(I’ve invited friends to share their own stories of endurance or the stories of others. My prayer is that you would be inspired and encouraged as you read each guest post. Learn more about my new book: Sacred Endurance.)
By Susan Codone
Human endurance doesn’t last. Rather, pummeled by life’s events, it jerks to a resentful stop, erupts in a bout of complaints, and then reluctantly reinstates itself to start again. Endurance is not a heroic stream of persistence or a durable march through adverse experiences. A genuine portrait of endurance is drawn in someone who suffers setbacks, protests and complains, but then, while still in the pain, realizes that God is still in control and, fortified, resolves to take another step.
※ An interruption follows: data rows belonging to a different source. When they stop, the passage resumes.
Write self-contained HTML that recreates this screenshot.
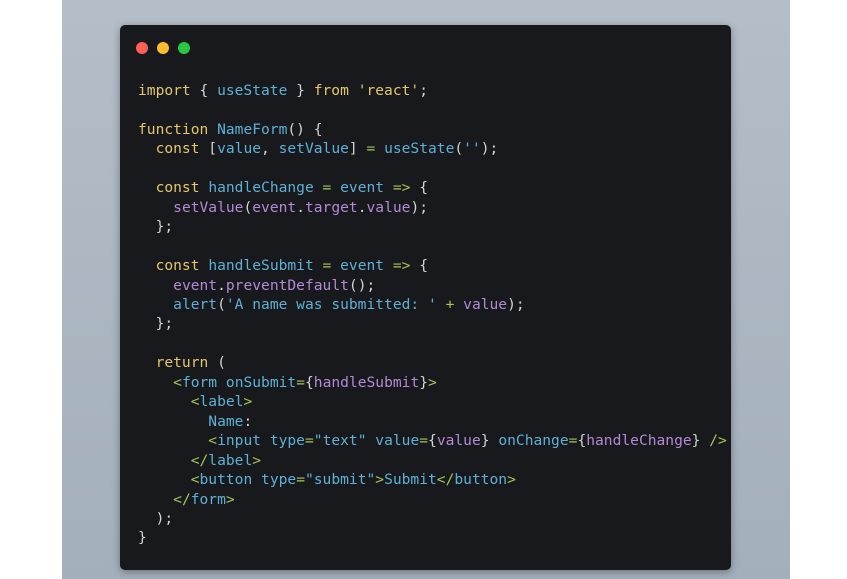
<html><head><style>
body{margin:0;width:847px;height:579px;background:#fff;position:relative;overflow:hidden}
#bg{position:absolute;left:62px;top:0;width:728px;height:579px;background:linear-gradient(#b4bec8,#a3afbb)}
#win{position:absolute;left:120px;top:25px;width:611px;height:545px;background:#17191c;border-radius:5px;box-shadow:0 2px 8px rgba(0,0,0,.35)}
.d{position:absolute;top:17px;width:12px;height:12px;border-radius:50%}
pre{position:absolute;left:18px;top:56px;margin:0;font:14.6px/19.45px "DejaVu Sans Mono","Liberation Mono",monospace;color:#d4d4d4}
.k{color:#e5c76b}.b{color:#5fb0d6}.p{color:#b48ad6}.g{color:#a6c657}
</style></head><body><div id="bg"></div><div id="win">
<div class="d" style="left:16px;background:#fe5f57"></div><div class="d" style="left:37px;background:#febc2e"></div><div class="d" style="left:58px;background:#28c840"></div>
<pre><span class="k">import</span> { <span class="b">useState</span> } <span class="k">from</span> <span class="k">'react'</span>;

<span class="k">function</span> <span class="b">NameForm</span>() {
  <span class="k">const</span> [<span class="b">value</span>, <span class="b">setValue</span>] <span class="g">=</span> <span class="b">useState</span>(<span class="b">''</span>);

  <span class="k">const</span> <span class="b">handleChange</span> <span class="g">=</span> <span class="b">event</span> <span class="g">=&gt;</span> {
    <span class="p">setValue</span>(<span class="p">event</span>.<span class="p">target</span>.<span class="p">value</span>);
  };

  <span class="k">const</span> <span class="b">handleSubmit</span> <span class="g">=</span> <span class="b">event</span> <span class="g">=&gt;</span> {
    <span class="p">event</span>.<span class="p">preventDefault</span>();
    <span class="b">alert</span>(<span class="b">'A name was submitted: '</span> <span class="g">+</span> <span class="p">value</span>);
  };

  <span class="k">return</span> (
    <span class="g">&lt;</span><span class="b">form</span> <span class="b">onSubmit</span><span class="g">=</span>{<span class="p">handleSubmit</span>}<span class="g">&gt;</span>
      <span class="g">&lt;</span><span class="b">label</span><span class="g">&gt;</span>
        <span class="b">Name</span>:
        <span class="g">&lt;</span><span class="b">input</span> <span class="b">type</span><span class="g">=</span><span class="b">"text"</span> <span class="b">value</span><span class="g">=</span>{<span class="p">value</span>} <span class="b">onChange</span><span class="g">=</span>{<span class="p">handleChange</span>} <span class="g">/&gt;</span>
      <span class="g">&lt;/</span><span class="b">label</span><span class="g">&gt;</span>
      <span class="g">&lt;</span><span class="b">button</span> <span class="b">type</span><span class="g">=</span><span class="b">"submit"</span><span class="g">&gt;</span><span class="b">Submit</span><span class="g">&lt;/</span><span class="b">button</span><span class="g">&gt;</span>
    <span class="g">&lt;/</span><span class="b">form</span><span class="g">&gt;</span>
  );
}</pre></div></body></html>
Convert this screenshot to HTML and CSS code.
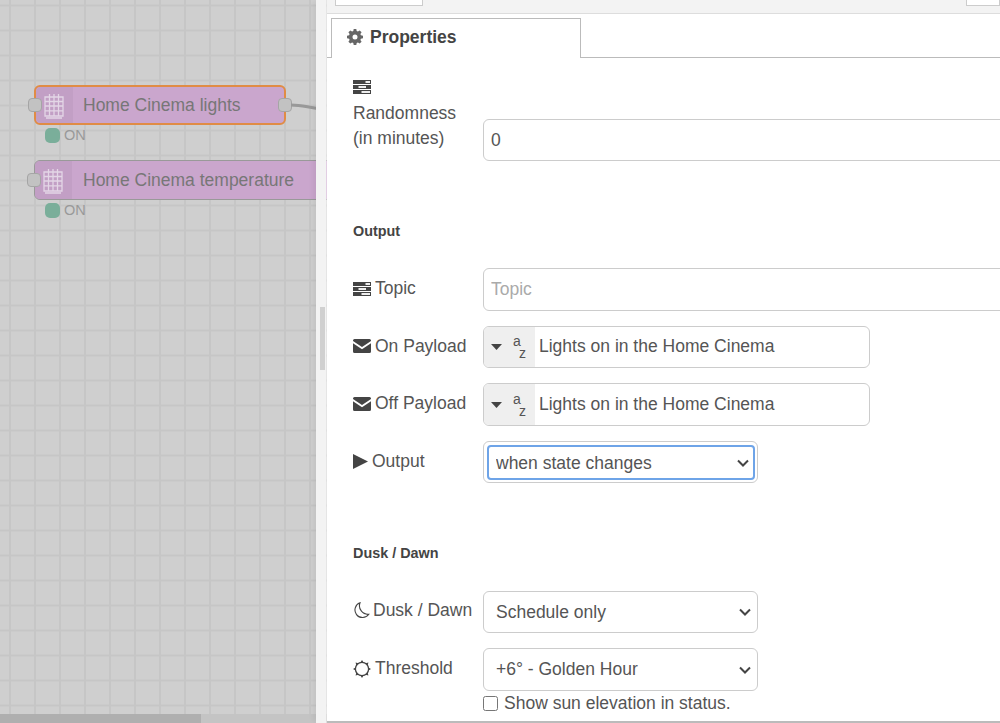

The evidence of endurance comes through reflection; only by looking back can we see that despite the mishaps and troubles of life we trudged ahead, stopping and starting again, heads bent against the winds of adversity and hearts open to God. In seeing how our paths unfolded, we see that we endured.
In the Psalms and in Lamentations, the passages that express the most discontent follow a typical pattern. First, a setback or painful circumstance is described by a plaintive plea or complaint—a lament. Then the writer shifts and makes an abrupt transition, usually punctuated by a conjunction, to offer unexpected praise and confidence to God. It is as if the lamenter, emotionally bankrupt, exhausts himself in complaining and finds that the only thing left after all is God.
My favorite example of this pattern is found in Lamentations 3:19‒23, where the writer, obviously in a downward spiral, turns from defiant complaints to hope.
The thought of my suffering and homelessness
is bitter beyond words.
I will never forget this awful time,
as I grieve over my loss.
Yet I still dare to hope
when I remember this:
The faithful love of the Lord never ends!
His mercies never cease.
Great is his faithfulness;
his mercies begin afresh each morning.
Note the dramatic turn at the word yet. The lamenter has crossed over from complaining to the grateful realization that God’s love never ends; His mercies are greater and He is faithful.
When I was a young teenager, both my youth minister and then my pastor sexually abused me. It began with my youth minister, who abused me for almost a year and a half. Then one night I went to my pastor for help. But instead of helping to free me from the abusive youth minister, the pastor blamed me and began what would become more months of abusing me himself.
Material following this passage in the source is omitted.